Importantly, the analyst highlights that subscriptions made during the current financial year (2025-26) and next (2026-27) remain governed by existing regulations, creating a crucial window for strategic financial planning. "Tax efficiency has rarely mattered more," Haine states, pointing to Reeves' simultaneous decision to extend income tax threshold freezes until April 2031, which will gradually pull millions into higher tax bands as wages increase.
Navigating the April 5 Deadline
The traditional ISA deadline of midnight on April 5 takes on heightened significance this year, as unused allowances cannot be carried forward. "This deadline is particularly significant this financial year," Haine notes, "as there is still time to maximise allowances and move assets across before the hikes to tax on dividends and interest come in."
The Budget outlined specific tax increases that make ISA utilisation more valuable than ever: a 2-percentage point rise in dividend tax rates from April 2026, followed by equivalent increases in savings interest and property rental income taxation from April 2027. "ISAs, including Stocks and Shares ISAs, allow savers to grow wealth and generate income without a punitive tax bill - vital in these taxing times," Haine emphasises.
Broader Financial Context
These changes represent the latest evolution of ISAs since their introduction in April 1999, with Reeves' November announcement designed specifically to encourage more savers towards investment vehicles.

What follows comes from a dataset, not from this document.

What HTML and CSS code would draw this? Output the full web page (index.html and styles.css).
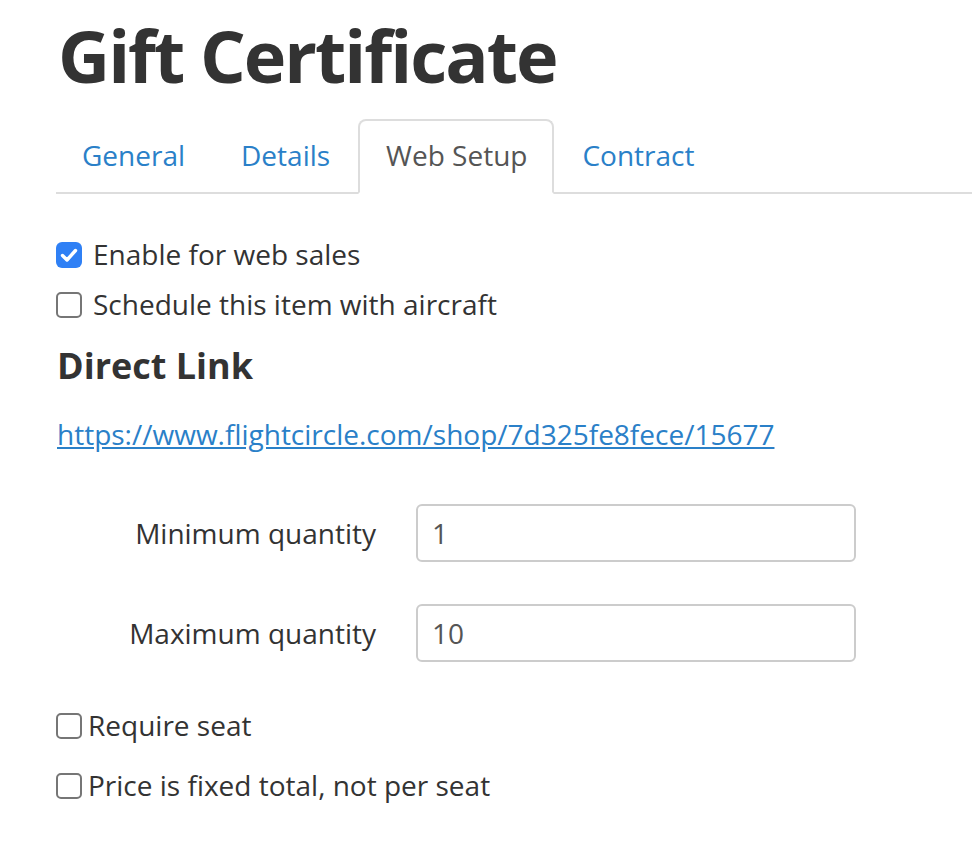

However, the move against cash savings within ISAs has attracted substantial criticism from financial commentators who argue it increases complexity without delivering meaningful boosts to long-term investing.
Further uncertainty surrounds the Lifetime ISA, scheduled for replacement by a new product targeting first-time buyers, though existing LISAs can still be opened and topped up under current regulations. Against this backdrop of regulatory change, Haine offers straightforward advice: "The key message for savers this tax year is simple: 'it's business as usual'. Rather than reacting to speculation about future tweaks, savers and investors should focus on what they can control today."
She concludes with practical guidance: "Making optimal use of this year's £20,000 allowance - and next year's - helps ensure income and gains are protected from an increasingly hungry tax system." This strategic approach becomes particularly crucial as the 2027 deadline approaches, marking a significant shift in Britain's personal savings landscape.